• Exercise requirements: Report how many lines below contain the word "with". Give only the number.

□ □ □ □

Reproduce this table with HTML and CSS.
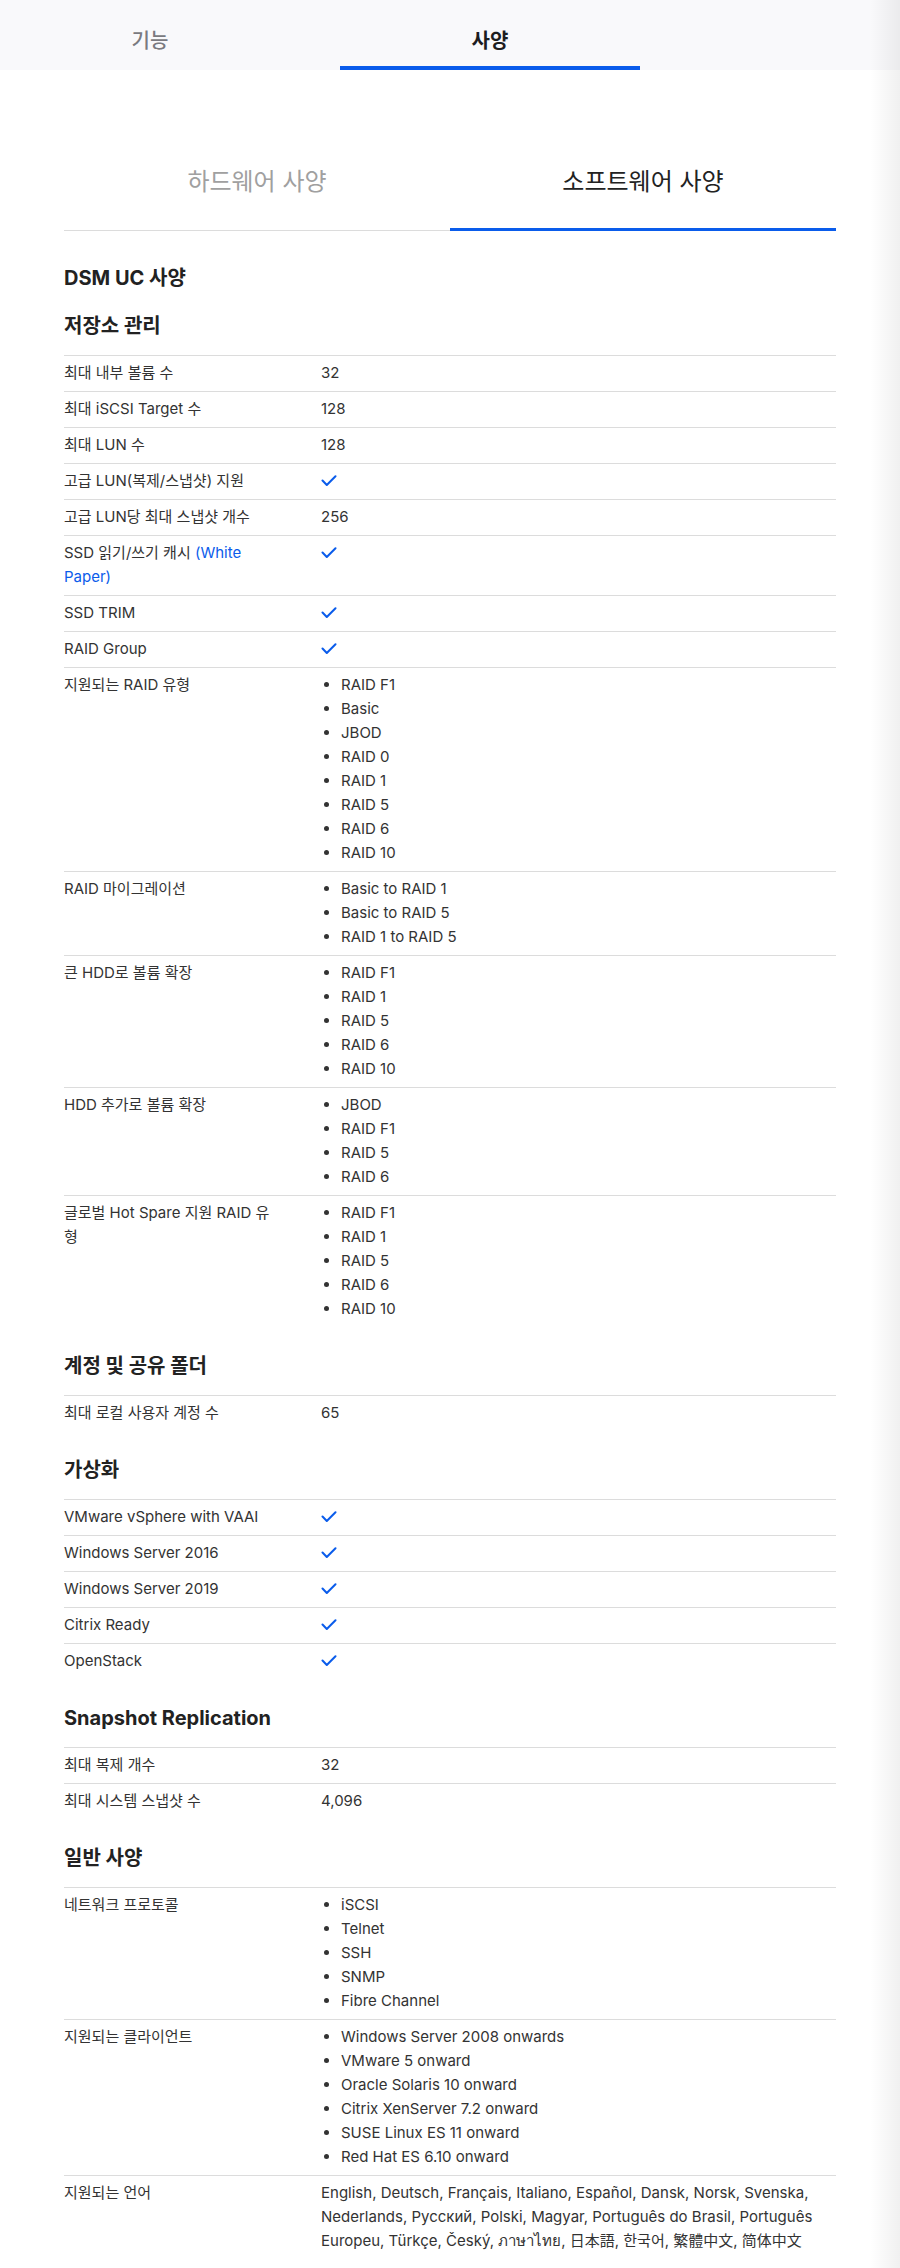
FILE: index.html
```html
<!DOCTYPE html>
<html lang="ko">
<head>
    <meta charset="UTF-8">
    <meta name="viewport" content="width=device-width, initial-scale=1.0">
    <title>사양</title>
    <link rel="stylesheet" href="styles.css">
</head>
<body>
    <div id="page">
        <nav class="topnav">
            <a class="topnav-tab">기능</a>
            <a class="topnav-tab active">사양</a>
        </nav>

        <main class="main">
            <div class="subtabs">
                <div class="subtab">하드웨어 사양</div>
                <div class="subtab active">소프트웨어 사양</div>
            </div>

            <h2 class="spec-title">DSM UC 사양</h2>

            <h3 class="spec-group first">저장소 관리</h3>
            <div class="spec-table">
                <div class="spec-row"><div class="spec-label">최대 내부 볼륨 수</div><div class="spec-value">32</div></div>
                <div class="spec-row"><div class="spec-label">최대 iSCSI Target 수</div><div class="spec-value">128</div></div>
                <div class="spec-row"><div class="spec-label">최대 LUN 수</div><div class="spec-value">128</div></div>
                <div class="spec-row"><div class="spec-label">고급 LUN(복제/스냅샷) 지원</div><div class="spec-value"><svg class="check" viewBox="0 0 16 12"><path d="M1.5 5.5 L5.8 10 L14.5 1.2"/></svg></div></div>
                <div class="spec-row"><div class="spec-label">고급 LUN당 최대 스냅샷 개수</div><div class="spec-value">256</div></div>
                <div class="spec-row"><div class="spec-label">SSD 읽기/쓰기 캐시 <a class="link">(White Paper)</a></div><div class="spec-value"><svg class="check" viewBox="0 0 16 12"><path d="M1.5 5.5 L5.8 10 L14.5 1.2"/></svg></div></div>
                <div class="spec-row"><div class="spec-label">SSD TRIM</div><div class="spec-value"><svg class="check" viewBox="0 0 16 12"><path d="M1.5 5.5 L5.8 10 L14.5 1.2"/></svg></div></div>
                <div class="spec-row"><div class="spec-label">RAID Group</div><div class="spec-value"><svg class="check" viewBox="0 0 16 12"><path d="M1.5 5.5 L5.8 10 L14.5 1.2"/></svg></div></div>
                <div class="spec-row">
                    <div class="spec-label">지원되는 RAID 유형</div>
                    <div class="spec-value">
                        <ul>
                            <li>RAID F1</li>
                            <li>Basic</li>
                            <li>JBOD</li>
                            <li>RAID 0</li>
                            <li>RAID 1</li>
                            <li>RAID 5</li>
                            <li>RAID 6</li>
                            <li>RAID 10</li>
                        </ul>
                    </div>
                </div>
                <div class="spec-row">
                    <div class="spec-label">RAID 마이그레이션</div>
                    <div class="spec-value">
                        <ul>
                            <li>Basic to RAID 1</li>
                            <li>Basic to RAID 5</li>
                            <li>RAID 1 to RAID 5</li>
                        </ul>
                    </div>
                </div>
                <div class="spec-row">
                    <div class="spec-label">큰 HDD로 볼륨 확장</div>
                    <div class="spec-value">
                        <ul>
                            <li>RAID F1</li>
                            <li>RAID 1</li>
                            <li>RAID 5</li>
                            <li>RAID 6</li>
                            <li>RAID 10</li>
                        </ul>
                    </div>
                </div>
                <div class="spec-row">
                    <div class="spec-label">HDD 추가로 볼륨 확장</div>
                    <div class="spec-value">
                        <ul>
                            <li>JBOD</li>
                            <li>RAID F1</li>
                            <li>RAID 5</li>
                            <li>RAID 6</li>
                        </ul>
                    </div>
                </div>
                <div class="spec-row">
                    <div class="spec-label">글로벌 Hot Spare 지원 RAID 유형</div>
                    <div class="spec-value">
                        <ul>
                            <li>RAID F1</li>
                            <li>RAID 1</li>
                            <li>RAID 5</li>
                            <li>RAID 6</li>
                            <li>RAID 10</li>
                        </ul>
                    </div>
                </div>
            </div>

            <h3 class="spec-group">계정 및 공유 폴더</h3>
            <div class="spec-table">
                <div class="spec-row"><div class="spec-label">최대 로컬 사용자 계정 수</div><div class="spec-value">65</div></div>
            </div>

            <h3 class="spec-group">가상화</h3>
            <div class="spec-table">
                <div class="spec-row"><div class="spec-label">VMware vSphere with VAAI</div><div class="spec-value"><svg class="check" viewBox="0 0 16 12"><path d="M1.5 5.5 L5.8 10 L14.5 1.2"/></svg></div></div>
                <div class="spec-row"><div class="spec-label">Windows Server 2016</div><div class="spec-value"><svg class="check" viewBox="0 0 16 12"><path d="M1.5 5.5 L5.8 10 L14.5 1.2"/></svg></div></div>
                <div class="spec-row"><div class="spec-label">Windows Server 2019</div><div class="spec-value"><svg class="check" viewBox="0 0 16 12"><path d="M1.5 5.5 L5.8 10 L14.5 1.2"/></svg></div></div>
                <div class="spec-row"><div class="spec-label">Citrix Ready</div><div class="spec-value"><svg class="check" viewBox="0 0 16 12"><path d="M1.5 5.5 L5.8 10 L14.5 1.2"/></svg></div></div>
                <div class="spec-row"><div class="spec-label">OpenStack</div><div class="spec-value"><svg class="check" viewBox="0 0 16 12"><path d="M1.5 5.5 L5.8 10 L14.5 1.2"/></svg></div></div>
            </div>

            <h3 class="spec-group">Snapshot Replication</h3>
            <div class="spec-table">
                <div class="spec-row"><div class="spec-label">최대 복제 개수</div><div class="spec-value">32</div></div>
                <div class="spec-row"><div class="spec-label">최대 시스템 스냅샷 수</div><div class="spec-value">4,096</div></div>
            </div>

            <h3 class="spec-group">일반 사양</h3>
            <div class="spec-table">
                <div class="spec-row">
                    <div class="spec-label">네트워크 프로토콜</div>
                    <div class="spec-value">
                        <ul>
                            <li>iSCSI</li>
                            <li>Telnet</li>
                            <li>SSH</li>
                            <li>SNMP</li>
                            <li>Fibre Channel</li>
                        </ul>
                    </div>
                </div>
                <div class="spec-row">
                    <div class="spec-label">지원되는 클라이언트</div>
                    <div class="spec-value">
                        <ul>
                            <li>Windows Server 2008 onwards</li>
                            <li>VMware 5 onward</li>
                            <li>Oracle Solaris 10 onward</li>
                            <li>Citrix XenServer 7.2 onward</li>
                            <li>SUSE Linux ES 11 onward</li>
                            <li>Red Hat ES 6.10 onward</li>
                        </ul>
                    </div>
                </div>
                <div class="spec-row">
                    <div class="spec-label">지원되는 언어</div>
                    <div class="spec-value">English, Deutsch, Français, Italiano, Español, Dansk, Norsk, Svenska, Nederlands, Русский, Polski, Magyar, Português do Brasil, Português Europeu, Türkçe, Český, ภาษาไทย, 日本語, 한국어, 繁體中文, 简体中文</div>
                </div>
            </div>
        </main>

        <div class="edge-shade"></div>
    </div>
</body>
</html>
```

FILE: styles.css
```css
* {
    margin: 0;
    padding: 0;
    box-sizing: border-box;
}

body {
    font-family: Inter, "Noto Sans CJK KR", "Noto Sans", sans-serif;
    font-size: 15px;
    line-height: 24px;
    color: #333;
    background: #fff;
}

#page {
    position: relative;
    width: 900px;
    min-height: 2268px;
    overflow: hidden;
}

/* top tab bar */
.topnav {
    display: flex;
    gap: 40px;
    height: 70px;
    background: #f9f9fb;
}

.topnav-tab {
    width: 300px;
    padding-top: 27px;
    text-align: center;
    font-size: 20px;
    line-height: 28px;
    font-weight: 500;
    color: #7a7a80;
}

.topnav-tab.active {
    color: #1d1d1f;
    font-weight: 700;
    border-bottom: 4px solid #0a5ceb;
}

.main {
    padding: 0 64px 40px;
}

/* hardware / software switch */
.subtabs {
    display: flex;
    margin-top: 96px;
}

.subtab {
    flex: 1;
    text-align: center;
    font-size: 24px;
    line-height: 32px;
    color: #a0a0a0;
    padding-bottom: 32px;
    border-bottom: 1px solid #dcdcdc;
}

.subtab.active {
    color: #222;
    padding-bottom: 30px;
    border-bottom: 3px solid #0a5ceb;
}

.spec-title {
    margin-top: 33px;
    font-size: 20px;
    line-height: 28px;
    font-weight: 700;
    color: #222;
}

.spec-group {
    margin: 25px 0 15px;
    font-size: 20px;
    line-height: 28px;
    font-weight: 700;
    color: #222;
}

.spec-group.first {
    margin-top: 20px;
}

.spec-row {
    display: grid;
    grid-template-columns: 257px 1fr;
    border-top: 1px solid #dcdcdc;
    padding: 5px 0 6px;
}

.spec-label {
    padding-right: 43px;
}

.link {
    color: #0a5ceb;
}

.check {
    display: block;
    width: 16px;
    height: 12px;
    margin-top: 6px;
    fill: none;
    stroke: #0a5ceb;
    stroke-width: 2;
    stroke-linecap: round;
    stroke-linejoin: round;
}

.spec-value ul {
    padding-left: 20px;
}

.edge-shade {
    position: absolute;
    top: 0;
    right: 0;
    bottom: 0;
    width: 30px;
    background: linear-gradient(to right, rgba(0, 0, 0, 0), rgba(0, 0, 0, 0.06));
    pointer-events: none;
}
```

□ □ □ □

• Answer to this task: 2